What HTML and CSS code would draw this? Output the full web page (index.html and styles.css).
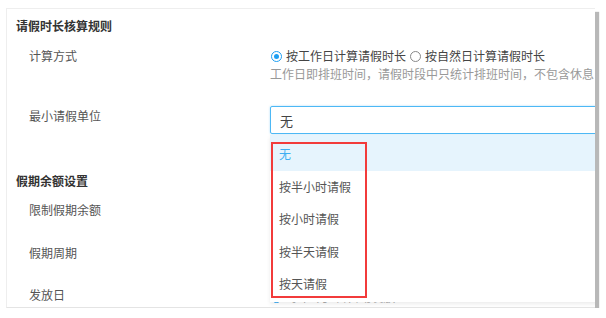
FILE: index.html
```html
<!DOCTYPE html>
<html lang="zh-CN">
<head>
    <meta charset="UTF-8">
    <meta name="viewport" content="width=device-width, initial-scale=1.0">
    <title>请假规则设置</title>
    <link rel="stylesheet" href="styles.css">
</head>
<body>
    <div class="card">
        <div class="section-title first">请假时长核算规则</div>

        <div class="row row-calc">
            <div class="label">计算方式</div>
            <div class="control">
                <div class="radios">
                    <span class="radio checked"></span><span class="radio-text">按工作日计算请假时长</span>
                    <span class="radio"></span><span class="radio-text">按自然日计算请假时长</span>
                </div>
                <div class="hint">工作日即排班时间，请假时段中只统计排班时间，不包含休息日和节假日</div>
            </div>
        </div>

        <div class="row row-unit">
            <div class="label">最小请假单位</div>
            <div class="control">
                <div class="select">
                    <div class="select-value">无</div>
                    <div class="dropdown">
                        <div class="option active">无</div>
                        <div class="option">按半小时请假</div>
                        <div class="option">按小时请假</div>
                        <div class="option">按半天请假</div>
                        <div class="option">按天请假</div>
                        <div class="mark"></div>
                    </div>
                </div>
            </div>
        </div>

        <div class="section-title second">假期余额设置</div>

        <div class="row row-plain">
            <div class="label">限制假期余额</div>
            <div class="control"></div>
        </div>
        <div class="row row-plain">
            <div class="label">假期周期</div>
            <div class="control"></div>
        </div>
        <div class="row row-plain">
            <div class="label">发放日</div>
            <div class="control faint">
                <span class="radio checked"></span><span class="radio-text">每年1月1日自动发放</span>
            </div>
        </div>
    </div>
</body>
</html>
```

FILE: styles.css
```css
body {
    margin: 0;
    background-color: #ffffff;
    font-family: "Noto Sans CJK SC", "Noto Sans", sans-serif;
    font-size: 12px;
    color: #555;
}
.card {
    margin: 8px 0 0 6px;
    width: 589px;
    height: 300px;
    border: 1px solid #eeeeee;
    border-right: none;
    border-bottom: 1px solid #e4e4e4;
    background: #ffffff;
    box-shadow: 4px 4px 1px rgba(0, 0, 0, 0.28);
    padding: 7px 0 0 9px;
    box-sizing: border-box;
    overflow: hidden;
    position: relative;
}
.section-title {
    font-weight: bold;
    color: #333;
    line-height: 20px;
}
.section-title.second {
    margin-top: 37px;
}
.row {
    display: grid;
    grid-template-columns: 254px 1fr;
    line-height: 18px;
}
.label {
    padding-left: 13px;
    color: #555;
}
.row-calc {
    margin-top: 11px;
}
.radios {
    display: flex;
    align-items: center;
    white-space: nowrap;
    color: #444;
}
.radio {
    display: inline-block;
    width: 11px;
    height: 11px;
    border: 1px solid #888;
    border-radius: 50%;
    margin: 0 4px 0 1px;
    box-sizing: border-box;
    position: relative;
}
.radio.checked {
    border-color: #1e9ff2;
}
.radio.checked::after {
    content: "";
    position: absolute;
    left: 2px;
    top: 2px;
    width: 5px;
    height: 5px;
    border-radius: 50%;
    background: #1e9ff2;
}
.radio-text {
    margin-right: 3px;
}
.hint {
    color: #999;
    white-space: nowrap;
}
.row-unit {
    margin-top: 23px;
}
.row-unit .label {
    padding-top: 1px;
}
.select {
    position: relative;
    z-index: 2;
}
.select-value {
    height: 28px;
    line-height: 28px;
    border: 1px solid #4db8f5;
    border-radius: 2px;
    box-shadow: 0 0 2px rgba(62, 178, 245, 0.5);
    padding-left: 9px;
    box-sizing: border-box;
    color: #444;
    font-size: 13px;
    margin-right: -10px;
}
.dropdown {
    position: absolute;
    left: 0;
    right: -10px;
    top: 29px;
    background: #ffffff;
    box-shadow: 0 2px 4px rgba(0, 0, 0, 0.08);
    padding-bottom: 1px;
}
.option {
    height: 32.5px;
    line-height: 32px;
    padding-left: 9px;
    color: #555;
}
.option.active {
    background: #e6f4fd;
    color: #3eaef2;
    padding-top: 3px;
}
.mark {
    position: absolute;
    left: 1px;
    top: 7px;
    width: 96px;
    height: 156px;
    border: 2px solid #f23b3b;
    box-sizing: border-box;
}
.row-plain {
    height: 18px;
}
.section-title.second + .row-plain {
    margin-top: 10px;
}
.row-plain + .row-plain {
    margin-top: 25px;
}
.row-plain:last-child {
    margin-top: 24px;
}
.faint {
    display: flex;
    align-items: center;
    color: #aaa;
    padding-top: 2px;
}
```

== Given request ==
Quote every line word for word and keep the images out of the copy.

== The solution ==
What HTML and CSS code would draw this? Output the full web page (index.html and styles.css).
FILE: index.html
```html
<!DOCTYPE html>
<html lang="zh-CN">
<head>
    <meta charset="UTF-8">
    <meta name="viewport" content="width=device-width, initial-scale=1.0">
    <title>请假规则设置</title>
    <link rel="stylesheet" href="styles.css">
</head>
<body>
    <div class="card">
        <div class="section-title first">请假时长核算规则</div>

        <div class="row row-calc">
            <div class="label">计算方式</div>
            <div class="control">
                <div class="radios">
                    <span class="radio checked"></span><span class="radio-text">按工作日计算请假时长</span>
                    <span class="radio"></span><span class="radio-text">按自然日计算请假时长</span>
                </div>
                <div class="hint">工作日即排班时间，请假时段中只统计排班时间，不包含休息日和节假日</div>
            </div>
        </div>

        <div class="row row-unit">
            <div class="label">最小请假单位</div>
            <div class="control">
                <div class="select">
                    <div class="select-value">无</div>
                    <div class="dropdown">
                        <div class="option active">无</div>
                        <div class="option">按半小时请假</div>
                        <div class="option">按小时请假</div>
                        <div class="option">按半天请假</div>
                        <div class="option">按天请假</div>
                        <div class="mark"></div>
                    </div>
                </div>
            </div>
        </div>

        <div class="section-title second">假期余额设置</div>

        <div class="row row-plain">
            <div class="label">限制假期余额</div>
            <div class="control"></div>
        </div>
        <div class="row row-plain">
            <div class="label">假期周期</div>
            <div class="control"></div>
        </div>
        <div class="row row-plain">
            <div class="label">发放日</div>
            <div class="control faint">
                <span class="radio checked"></span><span class="radio-text">每年1月1日自动发放</span>
            </div>
        </div>
    </div>
</body>
</html>
```

FILE: styles.css
```css
body {
    margin: 0;
    background-color: #ffffff;
    font-family: "Noto Sans CJK SC", "Noto Sans", sans-serif;
    font-size: 12px;
    color: #555;
}
.card {
    margin: 8px 0 0 6px;
    width: 589px;
    height: 300px;
    border: 1px solid #eeeeee;
    border-right: none;
    border-bottom: 1px solid #e4e4e4;
    background: #ffffff;
    box-shadow: 4px 4px 1px rgba(0, 0, 0, 0.28);
    padding: 7px 0 0 9px;
    box-sizing: border-box;
    overflow: hidden;
    position: relative;
}
.section-title {
    font-weight: bold;
    color: #333;
    line-height: 20px;
}
.section-title.second {
    margin-top: 37px;
}
.row {
    display: grid;
    grid-template-columns: 254px 1fr;
    line-height: 18px;
}
.label {
    padding-left: 13px;
    color: #555;
}
.row-calc {
    margin-top: 11px;
}
.radios {
    display: flex;
    align-items: center;
    white-space: nowrap;
    color: #444;
}
.radio {
    display: inline-block;
    width: 11px;
    height: 11px;
    border: 1px solid #888;
    border-radius: 50%;
    margin: 0 4px 0 1px;
    box-sizing: border-box;
    position: relative;
}
.radio.checked {
    border-color: #1e9ff2;
}
.radio.checked::after {
    content: "";
    position: absolute;
    left: 2px;
    top: 2px;
    width: 5px;
    height: 5px;
    border-radius: 50%;
    background: #1e9ff2;
}
.radio-text {
    margin-right: 3px;
}
.hint {
    color: #999;
    white-space: nowrap;
}
.row-unit {
    margin-top: 23px;
}
.row-unit .label {
    padding-top: 1px;
}
.select {
    position: relative;
    z-index: 2;
}
.select-value {
    height: 28px;
    line-height: 28px;
    border: 1px solid #4db8f5;
    border-radius: 2px;
    box-shadow: 0 0 2px rgba(62, 178, 245, 0.5);
    padding-left: 9px;
    box-sizing: border-box;
    color: #444;
    font-size: 13px;
    margin-right: -10px;
}
.dropdown {
    position: absolute;
    left: 0;
    right: -10px;
    top: 29px;
    background: #ffffff;
    box-shadow: 0 2px 4px rgba(0, 0, 0, 0.08);
    padding-bottom: 1px;
}
.option {
    height: 32.5px;
    line-height: 32px;
    padding-left: 9px;
    color: #555;
}
.option.active {
    background: #e6f4fd;
    color: #3eaef2;
    padding-top: 3px;
}
.mark {
    position: absolute;
    left: 1px;
    top: 7px;
    width: 96px;
    height: 156px;
    border: 2px solid #f23b3b;
    box-sizing: border-box;
}
.row-plain {
    height: 18px;
}
.section-title.second + .row-plain {
    margin-top: 10px;
}
.row-plain + .row-plain {
    margin-top: 25px;
}
.row-plain:last-child {
    margin-top: 24px;
}
.faint {
    display: flex;
    align-items: center;
    color: #aaa;
    padding-top: 2px;
}
```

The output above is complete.